=== TASK MATERIAL ===

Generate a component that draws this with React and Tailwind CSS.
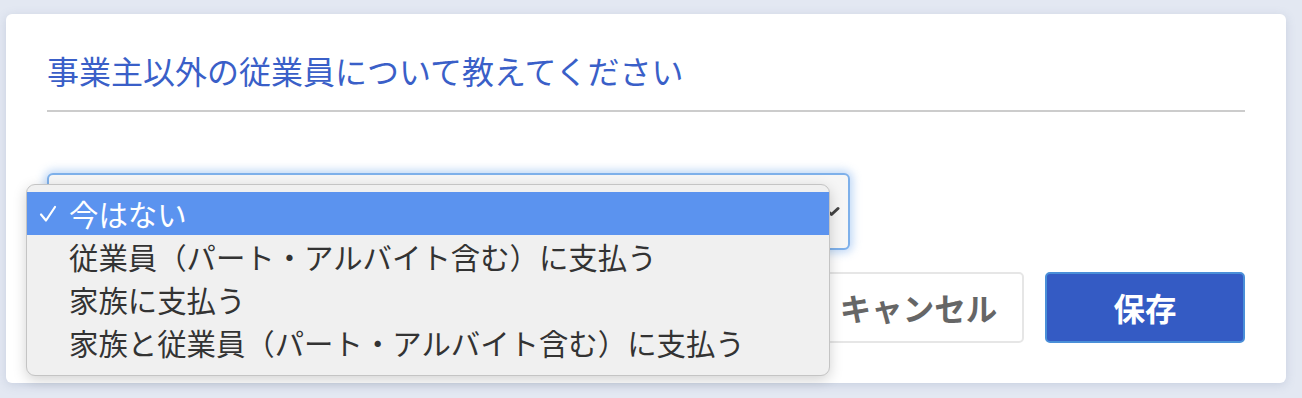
const options = [
  "今はない",
  "従業員（パート・アルバイト含む）に支払う",
  "家族に支払う",
  "家族と従業員（パート・アルバイト含む）に支払う",
];

const jp = { fontFamily: '"Noto Sans CJK JP", "Noto Sans", sans-serif' };

const App = () => {
  return (
    <div
      className="min-h-[398px] w-full bg-[#e3e8f2] px-[6px] pt-[14px] pb-[15px]"
      style={jp}
    >
      <section className="relative w-[1280px] rounded-[6px] bg-white px-[41px] pt-[35px] pb-[40px] shadow-[0_2px_10px_rgba(120,135,170,0.25)]">
        <h2 className="text-[32px] leading-[43px] text-[#3a5fc8]">
          事業主以外の従業員について教えてください
        </h2>
        <div className="mt-[18px] h-[2px] w-full bg-[#cccccc]" />

        <div className="mt-[61px] flex h-[77px] w-[803px] items-center justify-end rounded-[6px] border-2 border-[#7eb0ea] bg-[#f6f6f6] pr-[8px] shadow-[0_0_8px_3px_rgba(120,170,235,0.45)]">
          <svg width="17" height="11" viewBox="0 0 17 11" fill="none">
            <path
              d="M2 2.5 L8.5 8.5 L15 2.5"
              stroke="#444"
              strokeWidth="3"
              strokeLinecap="round"
              strokeLinejoin="round"
            />
          </svg>
        </div>

        <div className="mt-[22px] flex justify-end gap-[21px]">
          <button className="h-[71px] w-[211px] rounded-[5px] border-2 border-[#e6e6e6] bg-white text-[31.5px] font-bold text-[#666666]">
            キャンセル
          </button>
          <button className="h-[71px] w-[200px] rounded-[5px] border-2 border-[#4a8fd8] bg-[#345bc4] text-[31.5px] font-bold text-white">
            保存
          </button>
        </div>

        <div className="absolute left-[20px] top-[170px] w-[804px] rounded-[9px] border border-[#c4c4c4] bg-[#f0f0f0] pt-[7px] pb-[11px] shadow-[0_4px_14px_rgba(0,0,0,0.18)]">
          {options.map((label, i) => (
            <div
              key={label}
              className={
                i === 0
                  ? "flex h-[43px] items-center bg-[#5b93ef] pl-[42px] text-white"
                  : "flex h-[43px] items-center pl-[42px] text-[#333333]"
              }
            >
              {i === 0 && (
                <svg
                  className="absolute left-[12px]"
                  width="18"
                  height="18"
                  viewBox="0 0 18 18"
                  fill="none"
                >
                  <path
                    d="M2 9.5 L7 15.5 L16 2"
                    stroke="white"
                    strokeWidth="2.2"
                    strokeLinecap="round"
                    strokeLinejoin="round"
                  />
                </svg>
              )}
              <span className="text-[29.4px] leading-[43px]">{label}</span>
            </div>
          ))}
        </div>
      </section>
    </div>
  );
};

export default App;
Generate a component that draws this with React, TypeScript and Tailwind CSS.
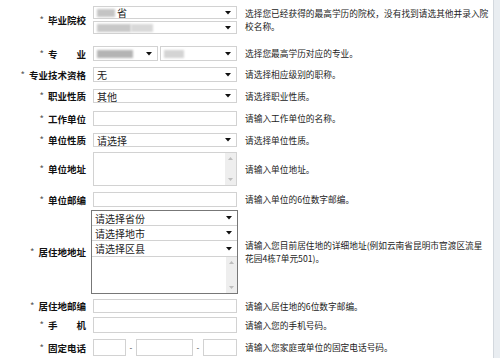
import React from "react";

const font = { fontFamily: '"Noto Sans CJK SC", "Noto Sans", sans-serif' };

function Arrow() {
  return (
    <svg width="6" height="4" viewBox="0 0 6 4" className="shrink-0">
      <path d="M0 0 L6 0 L3 3.5 Z" fill="#111" />
    </svg>
  );
}

function Select({
  children,
  className = "",
}: {
  children?: React.ReactNode;
  className?: string;
}) {
  return (
    <div
      className={`flex items-center justify-between border border-[#d2d2d2] bg-white pl-[3px] pr-[5px] text-[10px] leading-[11px] text-[#222] ${className}`}
    >
      <div className="flex items-center whitespace-nowrap">{children}</div>
      <Arrow />
    </div>
  );
}

function Input({ className = "" }: { className?: string }) {
  return <div className={`border border-[#d2d2d2] bg-white ${className}`} />;
}

function Scroll() {
  return (
    <div className="flex w-[11px] flex-col items-center justify-between bg-[#eeeeee] py-[4px]">
      <svg width="5" height="3" viewBox="0 0 5 3">
        <path d="M0 3 L5 3 L2.5 0 Z" fill="#bdbdbd" />
      </svg>
      <svg width="5" height="3" viewBox="0 0 5 3">
        <path d="M0 0 L5 0 L2.5 3 Z" fill="#bdbdbd" />
      </svg>
    </div>
  );
}

function TextArea({ className = "" }: { className?: string }) {
  return (
    <div className={`flex border border-[#d2d2d2] bg-white ${className}`}>
      <div className="flex-1" />
      <Scroll />
    </div>
  );
}

function Blur({ w, c = "#b9b9b9" }: { w: number; c?: string }) {
  return (
    <div
      className="h-[8px] blur-[1.2px]"
      style={{ width: w, backgroundColor: c }}
    />
  );
}

function Label({ text }: { text: string }) {
  return (
    <div className="flex w-[86px] shrink-0 items-center justify-end whitespace-nowrap text-[9.5px] leading-[12px] font-bold text-[#111]">
      <span className="mr-[4px] font-normal text-[#555]">*</span>
      <span>{text}</span>
    </div>
  );
}

function Help({ children, className = "ml-[8px]" }: { children: React.ReactNode; className?: string }) {
  return (
    <div className={`${className} whitespace-nowrap text-[8.7px] leading-[13px] text-[#222]`}>
      {children}
    </div>
  );
}

function Row({
  label,
  mt,
  h,
  control,
  help,
}: {
  label: string;
  mt: string;
  h: string;
  control: React.ReactNode;
  help: React.ReactNode;
}) {
  return (
    <div className={`flex items-center ${mt} ${h}`}>
      <Label text={label} />
      <div className="ml-[7px] flex h-full w-[144px] shrink-0">{control}</div>
      <Help>{help}</Help>
    </div>
  );
}

export default function App() {
  return (
    <div className="flex h-[358px] w-[500px] overflow-hidden bg-white" style={font}>
      <div className="flex w-[493px] flex-col">
        <Row
          label="毕业院校"
          mt="mt-[6px]"
          h="h-[28px]"
          control={
            <div className="flex w-full flex-col gap-[2px]">
              <Select className="h-[13px]">
                <Blur w={18} c="#c4c4c4" />
                <span className="ml-[2px]">省</span>
              </Select>
              <Select className="h-[13px]">
                <Blur w={34} c="#c8c8c8" />
                <Blur w={22} c="#d8d8d8" />
              </Select>
            </div>
          }
          help={
            <>
              选择您已经获得的最高学历的院校，没有找到请选其他并录入院
              <br />
              校名称。
            </>
          }
        />
        <Row
          label="专　　业"
          mt="mt-[12px]"
          h="h-[15px]"
          control={
            <div className="flex w-full gap-[2px]">
              <Select className="h-full w-[65px]">
                <Blur w={36} c="#b4b4b4" />
              </Select>
              <Select className="h-full flex-1">
                <Blur w={20} c="#d4d4d4" />
              </Select>
            </div>
          }
          help="选择您最高学历对应的专业。"
        />
        <Row
          label="专业技术资格"
          mt="mt-[6px]"
          h="h-[15px]"
          control={<Select className="h-full w-full">无</Select>}
          help="请选择相应级别的职称。"
        />
        <Row
          label="职业性质"
          mt="mt-[7px]"
          h="h-[14px]"
          control={<Select className="h-full w-full">其他</Select>}
          help="请选择职业性质。"
        />
        <Row
          label="工作单位"
          mt="mt-[8px]"
          h="h-[15px]"
          control={<Input className="h-full w-full" />}
          help="请输入工作单位的名称。"
        />
        <Row
          label="单位性质"
          mt="mt-[7px]"
          h="h-[14px]"
          control={<Select className="h-full w-full">请选择</Select>}
          help="请选择单位性质。"
        />
        <Row
          label="单位地址"
          mt="mt-[5px]"
          h="h-[34px]"
          control={<TextArea className="h-full w-full" />}
          help="请输入单位地址。"
        />
        <Row
          label="单位邮编"
          mt="mt-[6px]"
          h="h-[15px]"
          control={<Input className="h-full w-full" />}
          help="请输入单位的6位数字邮编。"
        />
        <div className="mt-[3px] flex h-[84px] items-center">
          <Label text="居住地地址" />
          <div className="ml-[5px] flex h-full w-[147px] shrink-0 flex-col border border-[#777777] bg-white">
            <Select className="h-[15px] border-x-0 border-t-0">请选择省份</Select>
            <Select className="h-[15px] border-x-0 border-t-0">请选择地市</Select>
            <Select className="h-[16px] border-x-0 border-t-0">请选择区县</Select>
            <div className="flex flex-1">
              <div className="flex-1" />
              <Scroll />
            </div>
          </div>
          <Help className="ml-[7px]">
            请输入您目前居住地的详细地址(例如云南省昆明市官渡区流星
            <br />
            花园4栋7单元501)。
          </Help>
        </div>
        <Row
          label="居住地邮编"
          mt="mt-[5px]"
          h="h-[14px]"
          control={<Input className="h-full w-full" />}
          help="请输入居住地的6位数字邮编。"
        />
        <Row
          label="手　　机"
          mt="mt-[4px]"
          h="h-[16px]"
          control={<Input className="h-full w-full" />}
          help="请输入您的手机号码。"
        />
        <Row
          label="固定电话"
          mt="mt-[6px]"
          h="h-[17px]"
          control={
            <div className="flex w-full items-center">
              <Input className="h-full w-[33px]" />
              <span className="w-[10px] text-center text-[8px] leading-none text-[#333]">-</span>
              <Input className="h-full w-[57px]" />
              <span className="w-[10px] text-center text-[8px] leading-none text-[#333]">-</span>
              <Input className="h-full flex-1" />
            </div>
          }
          help="请输入您家庭或单位的固定电话号码。"
        />
      </div>
      <div className="w-[7px] border-l border-[#d3d8de] bg-[#e9edf1]" />
    </div>
  );
}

===

### TASK DIRECTIONS
Look through the data above. Find each line with the string "that" and copy it.

### RESULT FOR THIS TASK
Generate a component that draws this with React and Tailwind CSS.
Generate a component that draws this with React, TypeScript and Tailwind CSS.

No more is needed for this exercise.